See, it turns out that when the House Absolute was built, Father Inire had the walls cunningly fashioned to hold and hide very shallow, dimensionally weird extra rooms, amounting to a whole "Second House," as a strange, androgynous and weirdly familiar person he encounters in the shallow side-room explains to him. Who is this person? Why, it's the pimp from the House Azure! And thus, Severian has met Autarch Appian for a third time.
And Appian has a doozy of a segue. When Severian asks the way back to the garden where he is pretty sure Dr. Talos et al are, "Even supposing that I knew the way, why would I reveal it to you? Many will seek to flee by that road if the pelagic argosy sights land."

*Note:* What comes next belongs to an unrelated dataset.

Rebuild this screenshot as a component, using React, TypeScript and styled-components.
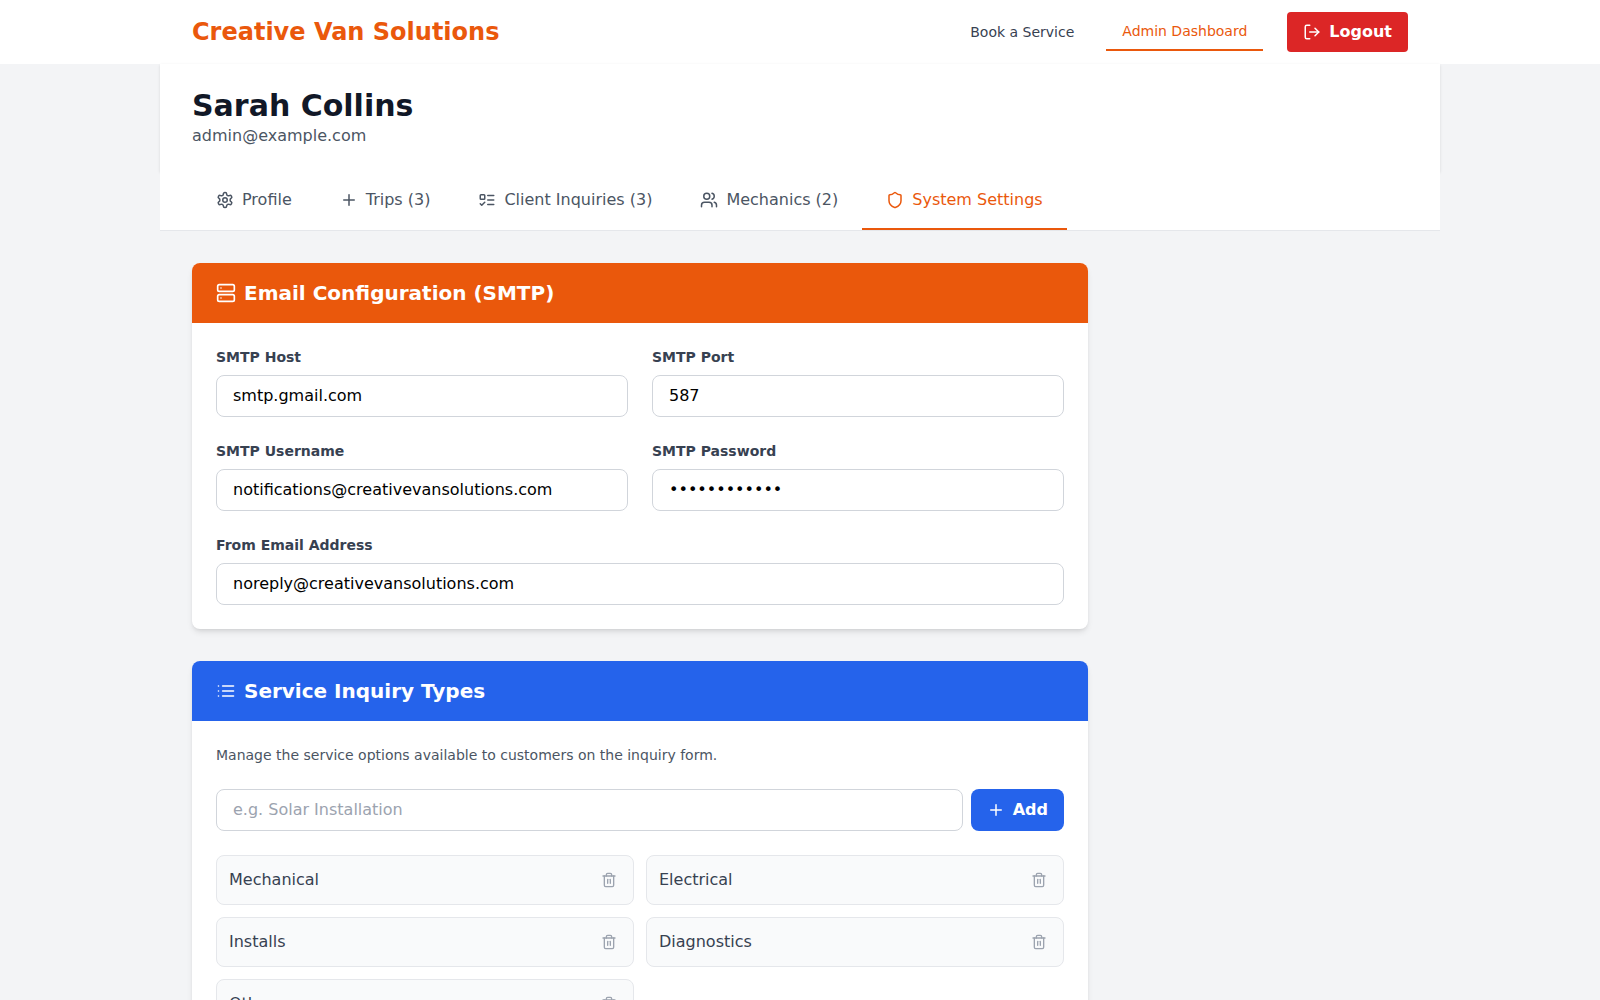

*The saint she's named for was a traveling miracle worker in 14th century Italy. She doesn't work any miracles here, unless you consider getting Severian to explain himself a little to be a miracle, or somehow seeing Thecla in his place for a moment to be a miracle, so this is one of those characters that I'm always wondering maybe turns up "in disguise" somewhere else later on? Or that we've already met? Kind of like the dark haired woman in the pale gown whom Vodalus and Thea were harvesting from the graveyard the night Severian saved them. Too early to be Thecla, who at that point was still at large and not even a prisoner of the Torturers, but... are they just pulling random bodies out to have for their alzabo-feasts, or is that someone important? No one seems to have any good suggestions for who that is, either. This kind of stuff just drives me nuts.
**Though as these people are likely descended from the survivors of a timey-wimey spaceship crash, this funeral cortege might not be quite so old a story for them; those original survivors might have been members of my own generation, say, or Millennials -- kids who grew up with Boomer parents who imposed these narratives on them first hand.
***Which, speaking of the rebel undines, I've developed a new theory about them, too. They aren't necessarily interested in the larger issues of the New Sun and the redemption of humanity or any of that nonsense; what if instead they are simply sick of Abaia's shit, don't want their babies to be warlords, and just want to go do their own thing? That's right: Undines: Fury Road, bitches.
Hey, Abaia, looking for this?
But of course, oh shit, that means that...
Max is Severian -- he starts off his adventure in a big ugly mask! -- and Furiosa is Jonas the cyborg. I just blew my own mind.